The good news is that while Brazil, Spain, England, and the Netherlands are in and Italy is on the verge, at least of couple of them are in real trouble. Argentina currently sit in fifth place in South American qualifying, outside of the automatic places and in jeopardy of needing a playoff against the fourth placed North American team or of missing out all together unless it stops its precipitous slide. Portugal is currently in third place in its qualifying group and needs two good wins and results to go its way for it to even make the playoffs. France is headed to the playoffs. Croatia is a favorite to make the playoffs but still could be pipped by Ukraine. Germany faces a tough road game in Moscow to secure its place or it could be headed to the playoffs as well. (A primer on European qualifying will come later this week.)
Portugal is the most likely to miss out, but for the US to get a seed, Germany, Argentina, France, and Croatia would all have to falter. It’s not out of the question but it has to rank as a remote possibility. US fans should be rooting for Sweden over Denmark (which would keep Portugal out), Ukraine to beat England (moving them above Croatia), Russia to beat Germany (pushing them into the playoffs), and Argentina to continue to struggle against Peru and Uruguay.
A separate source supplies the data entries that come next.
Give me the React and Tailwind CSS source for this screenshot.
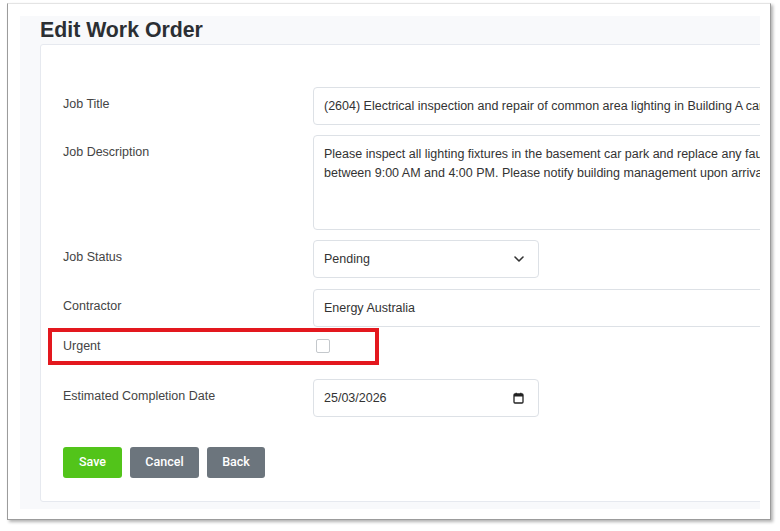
import React from 'react';

const labelCls = 'w-[250px] shrink-0 pt-[9px] text-[12.5px] leading-4 text-[#444]';
const inputCls = 'h-[38px] border border-[#dde1e6] rounded-[4px] bg-white px-[10px] flex items-center text-[12.5px] text-[#333] whitespace-nowrap';

function FormRow({ label, children, className = '' }) {
    return (
        <div className={`flex ${className}`}>
            <div className={labelCls}>{label}</div>
            {children}
        </div>
    );
}

function ChevronDown() {
    return (
        <svg width="10" height="6" viewBox="0 0 10 6" className="text-[#333]">
            <path d="M1 1l4 4 4-4" fill="none" stroke="currentColor" strokeWidth="1.6" strokeLinecap="round" strokeLinejoin="round" />
        </svg>
    );
}

function CalendarIcon() {
    return (
        <svg width="11" height="12" viewBox="0 0 11 12" className="text-[#222]">
            <rect x="1" y="2" width="9" height="9" rx="1" fill="none" stroke="currentColor" strokeWidth="1.3" />
            <rect x="1" y="2" width="9" height="2.5" fill="currentColor" />
            <path d="M3.2 0.8v2M7.8 0.8v2" stroke="currentColor" strokeWidth="1.2" />
        </svg>
    );
}

export default function App() {
    return (
        <div className="relative w-[780px] h-[531px] bg-white overflow-hidden" style={{ fontFamily: '"Liberation Sans", Arial, sans-serif' }}>
            {/* Screenshot frame */}
            <div className="ml-[7px] mt-[3px] w-[764px] h-[517px] border border-[#9c9c9c] border-t-[#e4e4e4] shadow-[2px_2px_3px_rgba(0,0,0,0.3)] bg-white pl-[12px] pt-[12px]">
                <div className="w-[740px] h-[493px] bg-[#f8f9fb] overflow-hidden pl-[20px] pt-[2px]">
                    <h1 className="h-[24px] leading-[24px] text-[21.3px] font-bold text-[#2b2f33]">Edit Work Order</h1>

                    {/* Card */}
                    <div className="mt-[2px] w-[900px] h-[458px] bg-white border border-[#e6e9ef] rounded-[3px] pl-[22px] pt-[42px]">
                        <FormRow label="Job Title" className="mb-[10px]">
                            <div className={`${inputCls} w-[600px]`}>
                                (2604) Electrical inspection and repair of common area lighting in Building A car park
                            </div>
                        </FormRow>

                        <FormRow label="Job Description" className="mb-[10px]">
                            <div className="w-[600px] h-[95px] border border-[#dde1e6] rounded-[4px] bg-white px-[10px] pt-[9px] text-[12.5px] leading-[19px] text-[#333] whitespace-nowrap">
                                <div>Please inspect all lighting fixtures in the basement car park and replace any faulty lights. Access is available</div>
                                <div>between 9:00 AM and 4:00 PM. Please notify building management upon arrival.</div>
                            </div>
                        </FormRow>

                        <FormRow label="Job Status" className="mb-[11px]">
                            <div className={`${inputCls} w-[226px] justify-between pr-[14px]`}>
                                <span>Pending</span>
                                <ChevronDown />
                            </div>
                        </FormRow>

                        <FormRow label="Contractor" className="mb-[10px]">
                            <div className={`${inputCls} w-[600px]`}>Energy Australia</div>
                        </FormRow>

                        <div className="flex h-[32px] mb-[10px]">
                            <div className="w-[250px] shrink-0 pt-[1px] text-[12.5px] leading-4 text-[#444]">Urgent</div>
                            <div className="mt-[2px] ml-[3px] w-[14px] h-[14px] border border-[#c4c8cc] rounded-[2px] bg-white"></div>
                        </div>

                        <FormRow label="Estimated Completion Date" className="mb-[30px]">
                            <div className={`${inputCls} w-[226px] justify-between pr-[14px]`}>
                                <span>25/03/2026</span>
                                <CalendarIcon />
                            </div>
                        </FormRow>

                        <div className="flex gap-[8px]" style={{ fontFamily: 'Roboto, "Liberation Sans", sans-serif' }}>
                            <button className="w-[59px] h-[31px] rounded-[3px] bg-[#52c41a] text-white text-[12.5px] font-medium">Save</button>
                            <button className="w-[69px] h-[31px] rounded-[3px] bg-[#6c757d] text-white text-[12.5px] font-medium">Cancel</button>
                            <button className="w-[58px] h-[31px] rounded-[3px] bg-[#6c757d] text-white text-[12.5px] font-medium">Back</button>
                        </div>
                    </div>
                </div>
            </div>

            {/* Annotation highlight */}
            <div className="absolute left-[48px] top-[328px] w-[331px] h-[37px] border-[4px] border-[#e3181e]"></div>
        </div>
    );
}
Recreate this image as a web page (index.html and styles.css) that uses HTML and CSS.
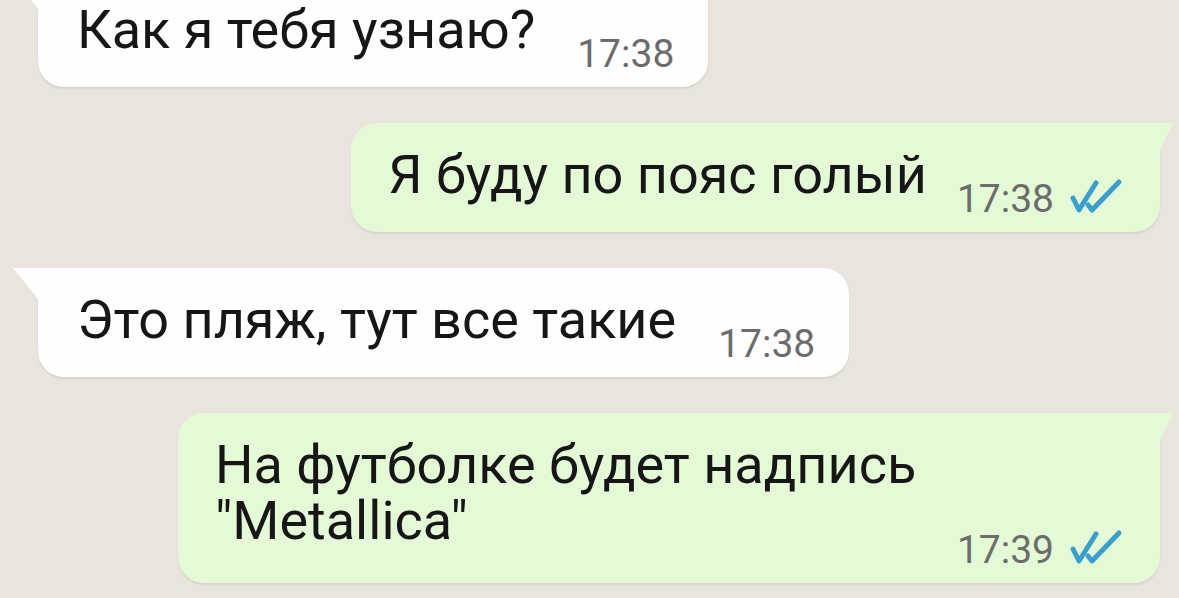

That’s a lot of results that have to go exactly right – and then teams like France, Germany, and probably Argentina would still have to lose in the playoffs – for the US team to get a seed. It’s highly unlikely that we will break through this year. But there are other ways that the US could get into an easier group, and I’ll be breaking those down later on this week and we get ready for the big clash with Honduras on Saturday.